Même pour Jésus, il n’a pas été évident
de trouver quelle était la volonté du Père. Pétri
de traditions et de règles dans un milieu dominé par le clergé,
c’est par l’ascèse et la prière que Jésus
a inventé une façon d’être fidèle, par
un prodigieux effort de liberté. Non, il ne serait pas le libérateur
d’Israël, non, il ne prendrait pas parti dans les conflits communautaristes
ou les luttes de classes qui déchiraient son peuple. Ses seuls ennemis
seraient ceux qui prétendent dicter aux humains ce que Dieu exige.
Pour les dirigeants religieux, et avec le même souci de faire la
volonté de Dieu, la stratégie a trop souvent été de
proposer, voire d’imposer à la communauté, une série
de règles et d’interdits, d’encadrer la prise de parole,
de construire des temples et des institutions. J’aime à ce
propos ces mots que Rabelais, l’un des premiers humanistes, fait
dire à Panurge : « Les beaux bâtisseurs de
pierres mortes ne sont pas inscrits dans mon livre de vie. Je ne bâtis
que pierres vives, ce sont hommes. »
Devenir ces pierres vives, c’est à quoi nous invite le Fils
de l’homme. Il nous invite à faire à sa suite l’effort
de liberté pour découvrir, dans l’humilité de
nos défis quotidiens et armés de nos propres talents, comment
accomplir cette volonté du Père. De telles pierres vives,
de ces personnes exceptionnelles et discrètes qui vivent ainsi le
message évangélique, nous en avons dans notre entourage,
dans nos familles, dans notre communauté.
Faire la volonté du Père… ce n’est pas un travail
de contemplatif et c’est loin d’être une science exacte.
Au contraire, c’est par l’écoute constante et en mobilisant
toutes les personnes de bonne volonté au-delà de leurs traditions
religieuses que nous pourrons découvrir les chemins de justice.
Ainsi, j’ai été récemment très impressionnée
par la démarche qui vient d’avoir lieu au Mouvement ATD Quart
Monde entre des femmes et des hommes de différents pays, de différentes
croyances ou non croyants, qui se sont écoutés et ont cherché ensemble
des chemins nouveaux pour affronter les problèmes brûlants
liés à l’extrême pauvreté.
Mais cette écoute active est-elle possible quand on croit faire
partie du peuple élu par Dieu et dépositaire de ses commandements?
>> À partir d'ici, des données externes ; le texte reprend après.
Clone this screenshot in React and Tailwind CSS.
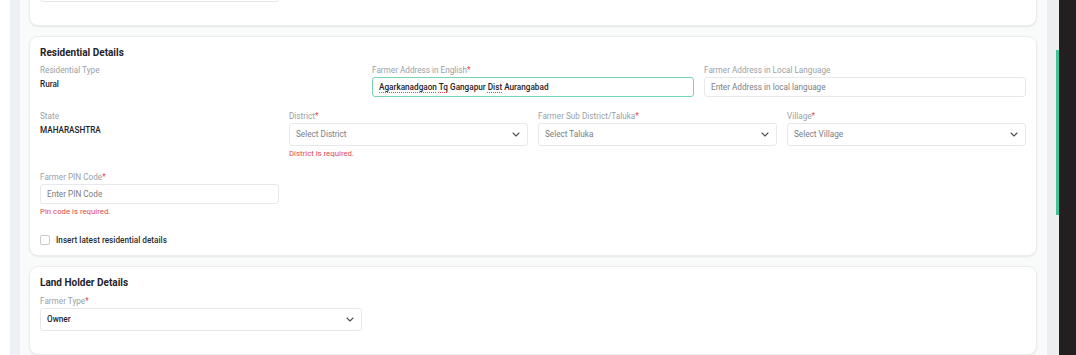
import React from "react";

const Chevron = () => (
  <svg width="8" height="5" viewBox="0 0 8 5" className="shrink-0">
    <polyline points="1,1 4,4 7,1" fill="none" stroke="#4b5058" strokeWidth="1.1" strokeLinecap="round" strokeLinejoin="round" />
  </svg>
);

const Label = ({ children, req }) => (
  <div className="h-[10px] text-[8.2px] leading-[10px] text-[#9a9fa6] mb-[2px] whitespace-nowrap">
    {children}
    {req && <span className="text-[#e5484d]">*</span>}
  </div>
);

const Input = ({ placeholder, value, focus }) => (
  <div
    className={`h-[20px] flex items-center rounded-[3px] border bg-white pl-[6px] text-[8.2px] ${
      focus ? "border-[#74d6b1]" : "border-[#e6e8eb]"
    }`}
  >
    {value ? (
      <span className="text-[#1f2328] font-medium">{value}</span>
    ) : (
      <span className="text-[#7a7e84]">{placeholder}</span>
    )}
  </div>
);

const Select = ({ placeholder, value }) => (
  <div className="h-[23px] flex items-center justify-between rounded-[3px] border border-[#e6e8eb] bg-white pl-[6px] pr-[7px] text-[8.2px]">
    {value ? (
      <span className="text-[#1f2328] font-medium">{value}</span>
    ) : (
      <span className="text-[#7a7e84]">{placeholder}</span>
    )}
    <Chevron />
  </div>
);

const Err = ({ children }) => (
  <div className="mt-[3px] h-[10px] text-[7.8px] leading-[10px] text-[#e5484d]">{children}</div>
);

const Card = ({ children, className = "" }) => (
  <div className={`rounded-[9px] border border-[#ececee] bg-white shadow-[0_1px_2px_rgba(0,0,0,0.08)] px-[10px] ${className}`}>
    {children}
  </div>
);

const Title = ({ children }) => (
  <div className="h-[12px] text-[10px] leading-[12px] font-bold text-[#1f2328]">{children}</div>
);

const Spell = ({ children }) => (
  <span className="underline decoration-dotted decoration-[#e5484d] underline-offset-[2px]">{children}</span>
);

export default function App() {
  return (
    <div
      className="flex h-[355px] w-[1076px] overflow-hidden bg-white"
      style={{ fontFamily: "Roboto, 'Liberation Sans', sans-serif" }}
    >
      <div className="w-[10px] bg-white" />
      <div className="w-[10px] bg-[#eef1f3]" />
      <div className="flex-1 bg-[#f9fafa] pl-[9px] pr-[10px] flex flex-col gap-[10px]">
        <Card className="mt-[-39px] pt-[20px] pb-[23px]">
          <div className="grid grid-cols-4 gap-[10px]">
            <Input placeholder="" />
          </div>
        </Card>

        <Card className="pt-[10px] pb-[10px]">
          <Title>Residential Details</Title>
          <div className="mt-[6px] grid grid-cols-3 gap-x-[10px]">
            <div>
              <Label>Residential Type</Label>
              <div className="h-[12px] mt-[3px] text-[8.2px] leading-[12px] font-medium text-[#1f2328]">Rural</div>
            </div>
            <div>
              <Label req>Farmer Address in English</Label>
              <Input
                focus
                value={
                  <span>
                    <Spell>Agarkanadgaon</Spell> <Spell>Tq</Spell> Gangapur <Spell>Dist</Spell> Aurangabad
                  </span>
                }
              />
            </div>
            <div>
              <Label>Farmer Address in Local Language</Label>
              <Input placeholder="Enter Address in local language" />
            </div>
          </div>

          <div className="mt-[14px] grid grid-cols-4 gap-x-[10px]">
            <div>
              <Label>State</Label>
              <div className="h-[12px] mt-[3px] text-[8.2px] leading-[12px] font-medium text-[#1f2328]">MAHARASHTRA</div>
            </div>
            <div>
              <Label req>District</Label>
              <Select placeholder="Select District" />
              <Err>District is required.</Err>
            </div>
            <div>
              <Label req>Farmer Sub District/Taluka</Label>
              <Select placeholder="Select Taluka" />
            </div>
            <div>
              <Label req>Village</Label>
              <Select placeholder="Select Village" />
            </div>
          </div>

          <div className="mt-[13px] grid grid-cols-4 gap-x-[10px]">
            <div>
              <Label req>Farmer PIN Code</Label>
              <Input placeholder="Enter PIN Code" />
              <Err>Pin code is required.</Err>
            </div>
          </div>

          <div className="mt-[18px] flex items-center gap-[6px]">
            <div className="h-[10px] w-[10px] rounded-[2px] border border-[#c9ccd1] bg-white" />
            <span className="text-[8.2px] leading-[10px] font-medium text-[#2a2d31]">Insert latest residential details</span>
          </div>
        </Card>

        <Card className="pt-[10px] pb-[23px]">
          <Title>Land Holder Details</Title>
          <div className="mt-[7px] grid grid-cols-3 gap-x-[10px]">
            <div>
              <Label req>Farmer Type</Label>
              <Select value="Owner" />
            </div>
          </div>
        </Card>
      </div>
      <div className="w-[12px] bg-[#eceef0] flex justify-end">
        <div className="mt-[50px] h-[165px] w-[3px] bg-[#3fc397]" />
      </div>
      <div className="w-[17px] bg-[#231f20]" />
    </div>
  );
}
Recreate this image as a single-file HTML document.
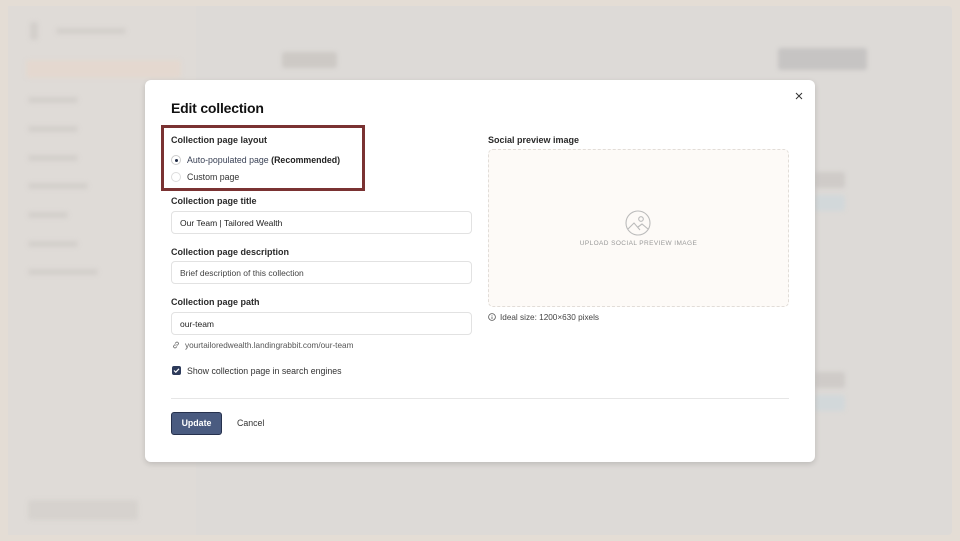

Ne pourrions-nous pas lire autrement l’extrait du Deutéronome de
ce matin : « les commandements que je vous donne, mettez-les
dans votre cœur, dans votre âme… suivez le chemin que
vous connaissez » dit Moïse. N’est-ce pas une autre
façon de dire : « la volonté du Seigneur,
cherchez-la au fond de votre cœur, de votre âme; c’est
en vous que vous pouvez la trouver »? Elle est en chaque humain,
de toute éternité et à jamais.
Faire la volonté du Père, ce pourrait être d’obéir à un
maître exigeant, soi-même, en mobilisant toutes nos capacités,
notre intelligence, notre énergie et notre compassion, en tentant,
là où nous amènent les hasards de la vie, d’aménager
le présent pour que la demeure humaine soit un peu plus accueillante à la
vie.
Ce pourrait être aussi de savoir reconnaître chez les autres,
au-delà des différences de religion et de culture, des acteurs
de changement habités du même désir d’accomplir
la volonté du Père, des acteurs avec qui des alliances sont
possibles pour réaliser les petites choses qui font exister le Royaume
de Dieu parmi nous.
Est-ce une interprétation trop souple, trop ‘accommodante’ des
exigences évangéliques? Pour ma part, je ne crois pas mieux
mériter d’entrer dans le Royaume des Cieux que nos enfants
devenus incroyants. Leur quête de justice ne fait pas référence à la ‘volonté du
Père’, mais elle vaut bien la mienne.
Reste de leur éducation chrétienne? J’espère
au moins qu’ils ont quelques souvenirs qui leur permettraient de
penser que, quelquefois, leurs parents ou ceux qu’ils ont connus à St-Albert
ont mis en pratique ce qu’ils ont enseigné. Quelques fragments
de mémoire qui seraient pour eux roc plus que sable, pour l’avenir
du Monde... pour le Royaume qui vient.